Il giudizio sulla necessità e utilità di far ricorso allo strumento della consulenza tecnica d’ufficio rientra nel potere discrezionale del giudice di merito, la cui decisione è censurabile per cassazione unicamente ai sensi dell’art. 360, comma 1, n. 5, c.p.c., soggiacendo la relativa impugnazione alla preclusione derivante dalla regola della cd. “doppia conforme” di cui all’art. 348-ter, comma 5, c.p.c. (Cass., Sez.
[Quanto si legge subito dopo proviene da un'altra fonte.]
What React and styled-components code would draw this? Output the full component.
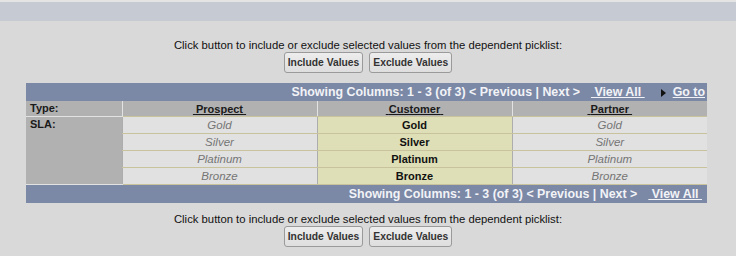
import React from "react";
import styled, { createGlobalStyle } from "styled-components";

const columns = ["Prospect", "Customer", "Partner"];
const values = ["Gold", "Silver", "Platinum", "Bronze"];
const selectedColumn = "Customer";

const GlobalStyle = createGlobalStyle`
  html, body {
    margin: 0;
    padding: 0;
    background: #d9d9d9;
    font-family: "Liberation Sans", Arial, sans-serif;
  }
`;

const Page = styled.div`
  width: 736px;
  height: 256px;
  overflow: hidden;
  background: #d9d9d9;
`;

const TopBand = styled.div`
  height: 19px;
  border-top: 2px solid #e4e4e4;
  background: #c6cad3;
`;

const Picklist = styled.div`
  display: flex;
  flex-direction: column;
  align-items: center;
  padding-top: ${(p) => p.$top}px;
`;

const Hint = styled.div`
  font-size: 11.3px;
  line-height: 13px;
  color: #111;
`;

const ButtonRow = styled.div`
  display: flex;
  gap: 6px;
`;

const Button = styled.button`
  font-family: "Liberation Sans", Arial, sans-serif;
  font-size: 10.3px;
  font-weight: bold;
  color: #333;
  height: 21px;
  padding: 0 3px;
  background: linear-gradient(#ededed, #dedede);
  border: 1px solid #9a9a9a;
  border-radius: 3px;
`;

const Grid = styled.table`
  width: 681px;
  margin: 10px 0 0 26px;
  border-collapse: collapse;
  table-layout: fixed;
  font-size: 11px;
`;

const NavCell = styled.td`
  height: 18px;
  padding: 0 ${(p) => p.$padRight}px 0 0;
  background: #7b88a6;
  color: #f2f3f7;
  font-size: 12.4px;
  font-weight: bold;
  text-align: right;
  white-space: nowrap;
`;

const NavLink = styled.a`
  color: #f2f3f7;
  text-decoration: underline;
  margin-left: ${(p) => (p.$first ? 11 : 0)}px;
`;

const Arrow = styled.span`
  display: inline-block;
  width: 0;
  height: 0;
  margin: 0 7px 0 16px;
  border-top: 4px solid transparent;
  border-bottom: 4px solid transparent;
  border-left: 5px solid #111;
  vertical-align: -1px;
`;

const LabelCell = styled.td`
  height: ${(p) => p.$h || 15}px;
  padding: 0 0 0 4px;
  background: #b1b1b1;
  border-bottom: 1px solid #e2e2e2;
  font-weight: bold;
  color: #1a1a1a;
  vertical-align: top;
  line-height: 14px;
`;

const HeadCell = styled.td`
  height: 15px;
  padding: 0;
  background: #b1b1b1;
  border-left: 1px solid #e2e2e2;
  border-bottom: 1px solid #c9c39d;
  text-align: center;
  font-weight: bold;
  color: #1a1a1a;
`;

const HeadLink = styled.span`
  text-decoration: underline;
  white-space: pre;
`;

const ValueCell = styled.td`
  height: 16px;
  padding: 0;
  text-align: center;
  border-left: 1px solid #adadad;
  border-bottom: 1px solid #c9c39d;
  background: ${(p) => (p.$selected ? "#dedfb6" : "#e1e1e1")};
  color: ${(p) => (p.$selected ? "#111" : "#757575")};
  font-size: ${(p) => (p.$selected ? 11 : 11.5)}px;
  font-style: ${(p) => (p.$selected ? "normal" : "italic")};
  font-weight: ${(p) => (p.$selected ? "bold" : "normal")};
`;

const Nav = ({ goTo }) => (
  <tr>
    <NavCell colSpan={4} $padRight={goTo ? 2 : 5}>
      Showing Columns: 1 - 3 (of 3) &lt; Previous | Next &gt;
      <NavLink $first>&nbsp;View All&nbsp;</NavLink>
      {goTo && (
        <>
          <Arrow />
          <NavLink>Go to</NavLink>
        </>
      )}
    </NavCell>
  </tr>
);

const PicklistControls = ({ top }) => (
  <Picklist $top={top}>
    <Hint>Click button to include or exclude selected values from the dependent picklist:</Hint>
    <ButtonRow>
      <Button>Include Values</Button>
      <Button>Exclude Values</Button>
    </ButtonRow>
  </Picklist>
);

export default function App() {
  return (
    <Page>
      <GlobalStyle />
      <TopBand />
      <PicklistControls top={18} />
      <Grid>
        <colgroup>
          <col style={{ width: 96 }} />
          <col style={{ width: 195 }} />
          <col style={{ width: 195 }} />
          <col style={{ width: 195 }} />
        </colgroup>
        <tbody>
          <Nav goTo />
          <tr>
            <LabelCell>Type:</LabelCell>
            {columns.map((c) => (
              <HeadCell key={c}>
                <HeadLink> {c} </HeadLink>
              </HeadCell>
            ))}
          </tr>
          {values.map((v, i) => (
            <tr key={v}>
              {i === 0 && (
                <LabelCell rowSpan={values.length} $h={67}>
                  SLA:
                </LabelCell>
              )}
              {columns.map((c) => (
                <ValueCell key={c} $selected={c === selectedColumn}>
                  {v}
                </ValueCell>
              ))}
            </tr>
          ))}
          <Nav />
        </tbody>
      </Grid>
      <PicklistControls top={10} />
    </Page>
  );
}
IV, 25 agosto 2023, n. 25281).
Non vi era, pertanto, alcun obbligo di disporre una consulenza tecnica d’ufficio, tanto più che la parte ne invoca l’ammissione d’ufficio in assenza di una richiesta di parte.
-Non si deve provvedere sulle spese, non avendo l’Agenzia delle entrate svolto attività difensiva.
Ai sensi dell’art. 13, comma 1quater , d.P.R. n. 115 del 2002, sussistono i presupposti processuali per il versamento, da parte della ricorrente, di un ulteriore importo a titolo di contributo unificato pari a quello previsto per il ricorso, a norma dell’art. 13, comma 1bis , del d.P.R. n. 115 del 2002, se dovuto.
P.Q.M.
La Corte rigetta il ricorso; nulla spese.
Ai sensi dell’art. 13, comma 1quater , d.P.R. n. 115 del 2002, sussistono i presupposti processuali per il versamento, da parte della ricorrente, di un ulteriore importo a titolo di contributo unificato pari a quello previsto per il ricorso, a norma dell’art. 13, comma 1bis , del d.P.R. n. 115 del 2002, se dovuto.
Così deciso in Roma, nella camera di consiglio del 27 marzo 2025.